_Data entries_.
++++++++

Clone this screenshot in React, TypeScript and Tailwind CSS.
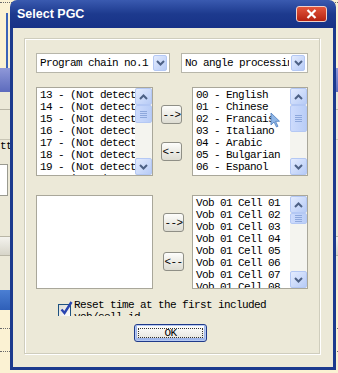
import React from 'react';

const mono = "font-['Liberation_Mono',monospace] text-[11px] tracking-[-0.6px] leading-[12px] text-black";

const Chevron = ({ up }: { up?: boolean }) => (
  <svg width="9" height="6" viewBox="0 0 9 6">
    <path d={up ? 'M1 5 L4.5 1.5 L8 5' : 'M1 1 L4.5 4.5 L8 1'} stroke="#4d6185" strokeWidth="2" fill="none" />
  </svg>
);

const ScrollBtn = ({ up }: { up?: boolean }) => (
  <div className="w-[17px] h-[17px] shrink-0 rounded-[2px] border border-[#b4c8f4] bg-gradient-to-br from-[#e4ecfe] to-[#b7cbf6] flex items-center justify-center">
    <Chevron up={up} />
  </div>
);

const Thumb = ({ cls }: { cls: string }) => (
  <div className={`w-[17px] ${cls} shrink-0 rounded-[2px] border border-[#b4c8f4] bg-gradient-to-r from-[#cddbfc] to-[#b9cdf7] flex flex-col items-center justify-center gap-[1px]`}>
    <div className="w-[7px] h-[1px] bg-[#8ea8dc]" />
    <div className="w-[7px] h-[1px] bg-[#8ea8dc]" />
    <div className="w-[7px] h-[1px] bg-[#8ea8dc]" />
    <div className="w-[7px] h-[1px] bg-[#8ea8dc]" />
  </div>
);

const ScrollBar = ({ thumb }: { thumb: string }) => (
  <div className="w-[17px] h-full flex flex-col bg-[#f4f4ef]">
    <ScrollBtn up />
    <Thumb cls={thumb} />
    <div className="flex-1" />
    <ScrollBtn />
  </div>
);

const ListBox = ({ items, cls, thumb }: { items: string[]; cls: string; thumb?: string }) => (
  <div className={`${cls} shrink-0 border border-[#a9a79a] bg-white flex`}>
    <div className={`flex-1 overflow-hidden pl-[3px] pt-[1px] ${mono} whitespace-nowrap`}>
      {items.map((t, i) => (
        <div key={i} className="h-[12px]">{t}</div>
      ))}
    </div>
    {thumb && <ScrollBar thumb={thumb} />}
  </div>
);

const ArrowBtn = ({ label, cls }: { label: string; cls: string }) => (
  <div className={`w-[21px] h-[19px] ${cls} rounded-[3px] border border-[#8f8f86] bg-gradient-to-b from-[#fdfdfb] to-[#dddcd2] flex items-center justify-center ${mono}`}>
    {label}
  </div>
);

const Combo = ({ text, cls }: { text: string; cls: string }) => (
  <div className={`${cls} h-[20px] shrink-0 border border-[#b7b6aa] bg-white flex items-center pr-[2px]`}>
    <div className={`flex-1 overflow-hidden whitespace-nowrap pl-[3px] ${mono}`}>{text}</div>
    <div className="ml-[2px] w-[14px] h-[16px] rounded-[2px] border border-[#b4c8f4] bg-gradient-to-br from-[#e4ecfe] to-[#b7cbf6] flex items-center justify-center">
      <Chevron />
    </div>
  </div>
);

export default function App() {
  const left = Array.from({ length: 8 }, (_, i) => `${13 + i} - (Not detected)`);
  const langs = ['00 - English', '01 - Chinese', '02 - Francais', '03 - Italiano', '04 - Arabic', '05 - Bulgarian', '06 - Espanol', '07 - German'];
  const cells = Array.from({ length: 9 }, (_, i) => `Vob 01 Cell 0${i + 1}`);

  return (
    <div className="relative w-[338px] h-[373px] overflow-hidden bg-[#fbf2d3]">
      {/* desktop behind the dialog */}
      <div className="absolute left-0 top-[2px] w-[338px] border-t border-dotted border-[#6b6b6b]" />
      <div className="absolute left-[6px] top-[13px] w-[2px] h-[55px] bg-[#3b63b8]" />
      <div className="absolute left-[-200px] top-[68px] w-[740px] h-[222px] bg-[#ece9d8] flex flex-col">
        <div className="h-[24px] bg-gradient-to-b from-[#8f98d8] to-[#5d6bbd]" />
        <div className="h-[18px] border-b border-[#b9b6a6]" />
        <div className="h-[30px] border-b border-[#c9c6b6]" />
        <div className={`h-[24px] pl-[200px] ${mono}`}>tt</div>
        <div className="h-[32px] ml-[180px] w-[28px] border border-[#9a9a90] bg-white" />
        <div className="h-[40px]" />
        <div className="h-[20px] bg-gradient-to-b from-[#f4f3ee] to-[#d7d5c9] border-y border-[#b9b6a6]" />
      </div>
      <div className="absolute left-0 top-[290px] w-[12px] h-[20px] bg-gradient-to-b from-[#4b7fd3] to-[#2f5fb8]" />
      <div className="absolute left-0 top-[328px] w-[338px] border-t border-dotted border-[#6b6b6b]" />
      <div className="absolute left-0 top-[351px] w-[338px] border-t border-dotted border-[#6b6b6b]" />

      {/* dialog window */}
      <div className="absolute left-[10px] top-0 w-[326px] h-[370px] rounded-t-[7px] overflow-hidden flex flex-col">
        <div className="h-[28px] shrink-0 bg-gradient-to-b from-[#3a5ab0] via-[#1d3a8e] to-[#173187] flex items-center pl-[7px] pr-[9px]">
          <div className="flex-1 font-['Liberation_Sans',sans-serif] font-bold text-[12.5px] text-white">Select PGC</div>
          <div className="w-[31px] h-[16px] rounded-[3px] border border-[#f0d0c8] bg-gradient-to-b from-[#e4553b] to-[#b4200f] flex items-center justify-center">
            <svg width="11" height="10" viewBox="0 0 11 10">
              <path d="M1.5 1 L9.5 9 M9.5 1 L1.5 9" stroke="white" strokeWidth="2.2" />
            </svg>
          </div>
        </div>
        <div className="flex-1 flex flex-col border-x-[3px] border-b-[3px] border-[#1c3a8e] bg-[#ece9d8] pl-[11px] pr-[13px] pt-[10px] pb-[13px]">
          <div className="flex-1 flex flex-col border border-[#cfcdbd] shadow-[inset_1px_1px_0_#ffffff,1px_1px_0_#ffffff] pl-[11px] pt-[14px]">
            <div className="flex gap-[11px]">
              <Combo text="Program chain no.1" cls="w-[134px]" />
              <Combo text="No angle processing" cls="w-[127px]" />
            </div>

            <div className="flex mt-[14px] h-[89px]">
              <ListBox items={left} cls="w-[117px] h-[89px]" thumb="h-[18px]" />
              <div className="ml-[8px] flex flex-col">
                <ArrowBtn label="-->" cls="mt-[18px]" />
                <ArrowBtn label="<--" cls="mt-[18px]" />
              </div>
              <ListBox items={langs} cls="ml-[10px] w-[116px] h-[89px]" thumb="h-[27px]" />
            </div>

            <div className="flex mt-[19px] h-[94px]">
              <ListBox items={[]} cls="w-[117px] h-[94px]" />
              <div className="ml-[10px] flex flex-col">
                <ArrowBtn label="-->" cls="mt-[18px]" />
                <ArrowBtn label="<--" cls="mt-[20px]" />
              </div>
              <ListBox items={cells} cls="ml-[8px] w-[116px] h-[94px]" thumb="h-[11px]" />
            </div>

            <div className="flex mt-[10px] ml-[22px] h-[17px] overflow-hidden">
              <div className="relative mt-[5px] w-[13px] h-[13px] shrink-0 border border-[#1c5180] bg-gradient-to-br from-[#dcdbd5] to-[#ffffff]">
                <svg className="absolute left-[1px] top-[-4px] overflow-visible" width="13" height="15" viewBox="0 0 13 15">
                  <path d="M1.5 8.5 L4.5 12 L11.5 1" stroke="#2a45b0" strokeWidth="2.4" fill="none" />
                </svg>
              </div>
              <div className={`ml-[3px] ${mono}`}>
                Reset time at the first included<br />vob/cell id
              </div>
            </div>

            <div className="mt-[8px] ml-[98px] w-[73px] h-[18px] rounded-[3px] border border-[#1f3a8a] bg-gradient-to-b from-[#ffffff] to-[#e2e1da] shadow-[inset_0_0_0_1px_#b6c9f2,inset_0_-1px_0_2px_#9fb6ea] p-[3px]">
              <div className={`h-full border border-dotted border-[#333] flex items-center justify-center ${mono}`}>OK</div>
            </div>
          </div>
        </div>
      </div>

      {/* mouse pointer */}
      <svg className="absolute left-[270px] top-[112px]" width="10" height="16" viewBox="0 0 10 16">
        <path d="M1 1 L1 13 L4 10 L6.5 15 L8 14.3 L5.6 9.4 L9.5 9.2 Z" fill="#8fb6e6" stroke="#4f7fbf" strokeWidth="0.8" />
      </svg>
    </div>
  );
}
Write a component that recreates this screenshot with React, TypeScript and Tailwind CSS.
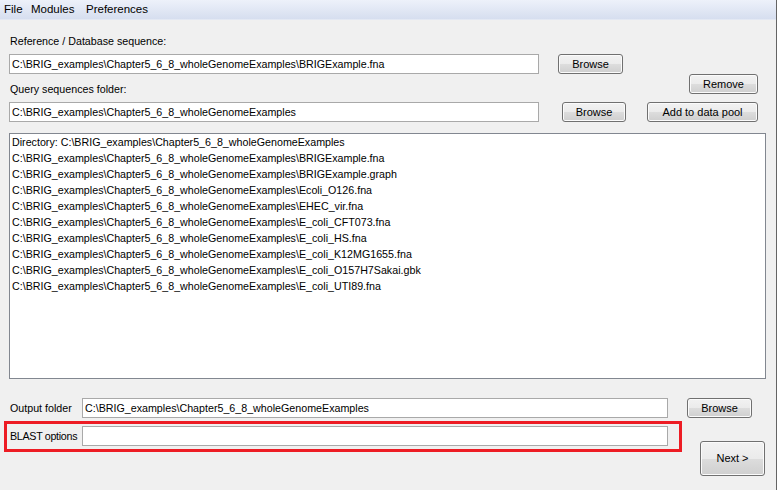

++++++++

_Problem to work on_. Lines holding the word "screenshot" should be counted across the entries; state only how many there are.

_Problem solution_. 2